The EU remains a strategic market for Asia Pacific corporations. This strategic importance has been demonstrated by the decision by various Chinese and Japanese MNEs to target EU MNEs in their acquisition efforts. Multinationals from both regions continue to compete in the realm of research and development. This competition has inspired many companies with their origins in the Asia Pacific to set up subsidiaries in the European Union.


In summary, many differences exist as far as the strategies, capabilities, and organization of multinational enterprises in the Asia Pacific is concerned. In Japan, the country’s unique management style has been a major competitive advantage. However, many Japanese MNEs face difficulties when selling innovations in the triad market. This is because of the replication of these innovations in the form of new products and violations of provisions created through patents and trademarks.

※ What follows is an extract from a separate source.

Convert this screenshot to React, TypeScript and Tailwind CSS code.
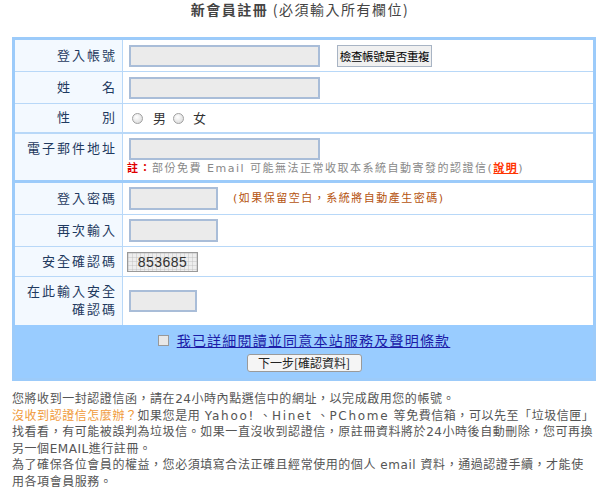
import React from "react";

const labelCls =
  "w-[108px] shrink-0 bg-[#f3f9ff] border-r border-[#b8d8f8] flex items-center justify-end pr-[5px] text-[13px] leading-[18px] tracking-[2px] text-[#1f3a60] text-right";
const inputCls =
  "h-[22px] bg-[#ebebeb] border-2 border-[#a9bdd8] shrink-0";

function Radio() {
  return (
    <span className="inline-block w-[11px] h-[11px] rounded-full border border-[#a0a0a0] bg-[radial-gradient(circle_at_40%_35%,#ffffff,#d4d4d4)] shrink-0" />
  );
}

function Captcha() {
  return (
    <div className="relative w-[71px] h-[20px] border border-[#999] bg-[#eeeeee] overflow-hidden">
      <svg className="absolute inset-0" width="71" height="20">
        <defs>
          <pattern id="g" width="4" height="4" patternUnits="userSpaceOnUse">
            <path d="M4 0 L0 0 0 4" fill="none" stroke="#b9b9b9" strokeWidth="0.8" />
          </pattern>
        </defs>
        <rect width="71" height="20" fill="url(#g)" />
      </svg>
      <span className="absolute inset-0 flex items-center justify-center text-[14px] leading-[18px] text-[#333] font-['Liberation_Sans',sans-serif] tracking-[0.5px]">
        853685
      </span>
    </div>
  );
}

export default function App() {
  return (
    <div className="w-[600px] min-h-[492px] bg-white font-['DejaVu_Sans','Noto_Sans_CJK_TC',sans-serif]">
      <div className="text-center text-[14px] leading-[18px] tracking-[1.5px] text-[#444] font-['Noto_Sans_CJK_TC',sans-serif]">
        <span className="font-bold">新會員註冊</span>
        <span> (必須輸入所有欄位)</span>
      </div>

      <div className="ml-[12px] mt-[19px] w-[584px] border-[3px] border-[#9ccbfa]">
        {/* row 1 */}
        <div className="flex h-[32px] border-b border-[#b8d8f8]">
          <div className={labelCls}>登入帳號</div>
          <div className="flex-1 flex items-center pl-[6px]">
            <div className={`${inputCls} w-[191px]`} />
            <div className="ml-[17px] w-[95px] h-[22px] bg-[#f0f0f0] border border-[#a8b4c4] flex items-center justify-center text-[11.5px] tracking-[-0.3px] whitespace-nowrap text-black font-['Noto_Sans_CJK_TC',sans-serif] leading-[14px]">
              檢查帳號是否重複
            </div>
          </div>
        </div>
        {/* row 2 */}
        <div className="flex h-[32px] border-b border-[#b8d8f8]">
          <div className={labelCls}>姓　　名</div>
          <div className="flex-1 flex items-center pl-[6px]">
            <div className={`${inputCls} w-[191px]`} />
          </div>
        </div>
        {/* row 3 */}
        <div className="flex h-[30px] border-b-2 border-[#b8d8f8]">
          <div className={labelCls}>性　　別</div>
          <div className="flex-1 flex items-center pl-[9px] text-[13px] leading-[16px] text-[#333] font-['Noto_Sans_CJK_TC',sans-serif]">
            <Radio />
            <span className="ml-[10px]">男</span>
            <span className="ml-[7px] flex">
              <Radio />
            </span>
            <span className="ml-[9px]">女</span>
          </div>
        </div>
        {/* row 4 */}
        <div className="flex h-[49px] border-b-[3px] border-[#9ccbfa]">
          <div className={`${labelCls} !items-start pt-[6px]`}>電子郵件地址</div>
          <div className="flex-1 flex flex-col items-start pl-[6px] pt-[4px]">
            <div className={`${inputCls} w-[191px]`} />
            <div className="mt-[2px] ml-[-2px] text-[11px] leading-[14px] tracking-[1.5px] text-[#888] whitespace-nowrap">
              <span className="text-[#e00000] font-bold">註：</span>
              部份免費 Email 可能無法正常收取本系統自動寄發的認證信(
              <span className="text-[#ff3300] font-bold underline">說明</span>)
            </div>
          </div>
        </div>
        {/* row 5 */}
        <div className="flex h-[32px] border-b border-[#b8d8f8]">
          <div className={labelCls}>登入密碼</div>
          <div className="flex-1 flex items-center pl-[6px]">
            <div className={`${inputCls} w-[89px] h-[23px]`} />
            <span className="ml-[15px] text-[11px] leading-[14px] tracking-[1.5px] text-[#b5530f] whitespace-nowrap">
              (如果保留空白，系統將自動產生密碼)
            </span>
          </div>
        </div>
        {/* row 6 */}
        <div className="flex h-[32px] border-b border-[#b8d8f8]">
          <div className={labelCls}>再次輸入</div>
          <div className="flex-1 flex items-center pl-[6px]">
            <div className={`${inputCls} w-[89px] h-[23px]`} />
          </div>
        </div>
        {/* row 7 */}
        <div className="flex h-[30px] border-b border-[#b8d8f8]">
          <div className={labelCls}>安全確認碼</div>
          <div className="flex-1 flex items-center pl-[4px]">
            <Captcha />
          </div>
        </div>
        {/* row 8 */}
        <div className="flex h-[48px]">
          <div className={labelCls}>
            <div>
              在此輸入安全
              <br />
              確認碼
            </div>
          </div>
          <div className="flex-1 flex items-center pl-[6px]">
            <div className={`${inputCls} w-[68px]`} />
          </div>
        </div>
        {/* bottom */}
        <div className="h-[53px] bg-[#99ccff] flex flex-col items-center pt-[7px]">
          <div className="flex items-center">
            <span className="w-[11px] h-[11px] border border-[#999] bg-[#e8e8e8] shrink-0" />
            <span className="ml-[8px] text-[14px] leading-[16px] tracking-[1.2px] text-[#1c1ca8] underline font-['Noto_Sans_CJK_TC',sans-serif]">
              我已詳細閱讀並同意本站服務及聲明條款
            </span>
          </div>
          <div className="mt-[6px] w-[115px] h-[18px] bg-[#f5f5f5] border border-[#9a9a9a] rounded-[3px] flex items-center justify-center text-[12px] leading-[14px] text-[#222] whitespace-nowrap font-['Noto_Sans_CJK_TC',sans-serif]">
            下一步[確認資料]
          </div>
        </div>
      </div>

      <div className="ml-[12px] mt-[10px] text-[12px] leading-[16.6px] tracking-[0.55px] text-[#555] whitespace-nowrap">
        您將收到一封認證信函，請在24小時內點選信中的網址，以完成啟用您的帳號。
        <br />
        <span className="text-[#f09a3a]">沒收到認證信怎麼辦？</span>
        如果您是用 <span className="tracking-[1.7px]">Yahoo!</span> 、<span className="tracking-[1.7px]">Hinet</span> 、<span className="tracking-[1.7px]">PChome</span> 等免費信箱，可以先至「垃圾信匣」
        <br />
        找看看，有可能被誤判為垃圾信。如果一直沒收到認證信，原註冊資料將於24小時後自動刪除，您可再換
        <br />
        另一個EMAIL進行註冊。
        <br />
        為了確保各位會員的權益，您必須填寫合法正確且經常使用的個人 email 資料，通過認證手續，才能使
        <br />
        用各項會員服務。
      </div>
    </div>
  );
}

In Korea, many multinationals have chosen to venture away from the home market and instead to embark on aggressive internalization efforts. Finally, Chinese MNEs have made significant gains through FDI outflows. They have achieved this goal largely through acquisition of foreign multinational companies.


Buckley, P. (2009). The rise of the Japanese multinational enterprise: Then and now. Asia Pacific Business Review,15(3), 309–321.

Deng, P. (2007). Investing for strategic resources and its rationale: The case of outward FDI from Chinese companies. Business Horizons, 50(1), 71–81.

Kim, J. (2009). Trends and Determinants of South Korean Outward Foreign Direct Investment. The Copenhagen Journal of Asian Studies, 27(1), 126-154.

Quer, D. (2009). International Expansion of Chinese Multinationals: The New Challenge Of Globalization. Nova Science Publishers, Shanghai.

Rugman, A. (2004). A perspective on regional and global strategies of multinational enterprises. Journal of International Business Studies, 35(1), 3–18.